##### Given information #####
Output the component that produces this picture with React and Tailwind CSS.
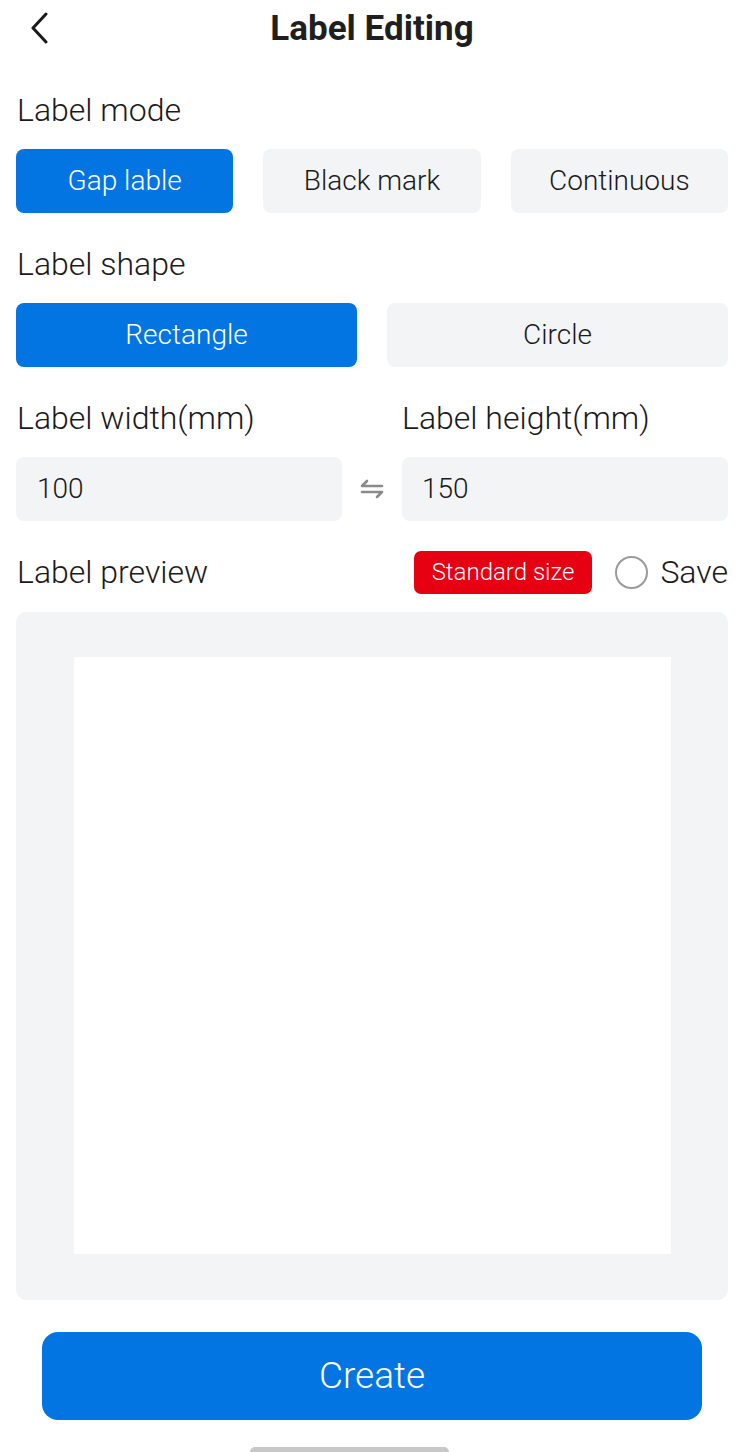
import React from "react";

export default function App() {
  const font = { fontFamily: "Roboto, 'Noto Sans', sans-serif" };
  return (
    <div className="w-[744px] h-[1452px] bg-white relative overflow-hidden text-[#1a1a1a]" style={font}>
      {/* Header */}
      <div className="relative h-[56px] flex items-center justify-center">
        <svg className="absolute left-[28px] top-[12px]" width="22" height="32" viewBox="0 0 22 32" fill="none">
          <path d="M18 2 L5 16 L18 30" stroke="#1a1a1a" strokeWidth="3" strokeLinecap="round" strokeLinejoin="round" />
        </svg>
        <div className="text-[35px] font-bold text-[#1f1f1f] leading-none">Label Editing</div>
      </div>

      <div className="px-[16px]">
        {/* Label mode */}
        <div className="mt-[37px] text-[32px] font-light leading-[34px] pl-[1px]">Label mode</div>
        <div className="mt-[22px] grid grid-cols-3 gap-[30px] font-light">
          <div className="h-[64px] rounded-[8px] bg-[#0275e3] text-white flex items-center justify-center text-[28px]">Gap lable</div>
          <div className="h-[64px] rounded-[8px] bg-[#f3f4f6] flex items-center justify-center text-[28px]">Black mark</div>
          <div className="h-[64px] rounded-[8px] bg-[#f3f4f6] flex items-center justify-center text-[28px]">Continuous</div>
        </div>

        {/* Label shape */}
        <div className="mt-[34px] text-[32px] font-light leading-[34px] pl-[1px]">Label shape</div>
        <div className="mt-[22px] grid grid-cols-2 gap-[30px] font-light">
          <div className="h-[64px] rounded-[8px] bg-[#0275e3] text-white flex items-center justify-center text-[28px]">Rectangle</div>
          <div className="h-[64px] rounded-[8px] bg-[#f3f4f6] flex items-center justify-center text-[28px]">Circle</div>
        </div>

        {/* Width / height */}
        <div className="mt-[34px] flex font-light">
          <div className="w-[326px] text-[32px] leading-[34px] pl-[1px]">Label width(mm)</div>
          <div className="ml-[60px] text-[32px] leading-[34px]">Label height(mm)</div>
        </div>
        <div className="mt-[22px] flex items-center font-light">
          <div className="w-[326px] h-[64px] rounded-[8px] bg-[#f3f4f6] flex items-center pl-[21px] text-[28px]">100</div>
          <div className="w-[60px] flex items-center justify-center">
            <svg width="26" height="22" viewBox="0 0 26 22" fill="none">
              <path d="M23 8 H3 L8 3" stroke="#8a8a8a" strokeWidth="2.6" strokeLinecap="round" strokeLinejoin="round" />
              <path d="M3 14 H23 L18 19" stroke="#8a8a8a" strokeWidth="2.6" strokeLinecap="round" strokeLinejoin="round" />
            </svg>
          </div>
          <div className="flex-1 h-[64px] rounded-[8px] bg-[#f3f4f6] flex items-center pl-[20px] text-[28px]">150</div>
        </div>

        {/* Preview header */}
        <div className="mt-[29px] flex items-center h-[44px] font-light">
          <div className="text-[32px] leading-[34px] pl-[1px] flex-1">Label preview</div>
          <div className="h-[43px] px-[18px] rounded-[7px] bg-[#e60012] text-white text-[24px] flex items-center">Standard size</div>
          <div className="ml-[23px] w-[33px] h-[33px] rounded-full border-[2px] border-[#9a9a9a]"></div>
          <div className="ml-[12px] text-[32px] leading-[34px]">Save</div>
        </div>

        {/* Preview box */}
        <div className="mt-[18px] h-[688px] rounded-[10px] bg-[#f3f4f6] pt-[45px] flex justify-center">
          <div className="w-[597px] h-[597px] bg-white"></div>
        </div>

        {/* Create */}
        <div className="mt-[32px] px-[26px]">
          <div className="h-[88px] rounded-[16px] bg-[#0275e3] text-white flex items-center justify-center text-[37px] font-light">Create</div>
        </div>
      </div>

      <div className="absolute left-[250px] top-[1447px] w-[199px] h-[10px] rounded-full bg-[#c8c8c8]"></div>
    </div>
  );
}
#####
- The exercise
Filter the listing above by the word "React"; copy each line that passes.

- Exercise solution
Output the component that produces this picture with React and Tailwind CSS.
import React from "react";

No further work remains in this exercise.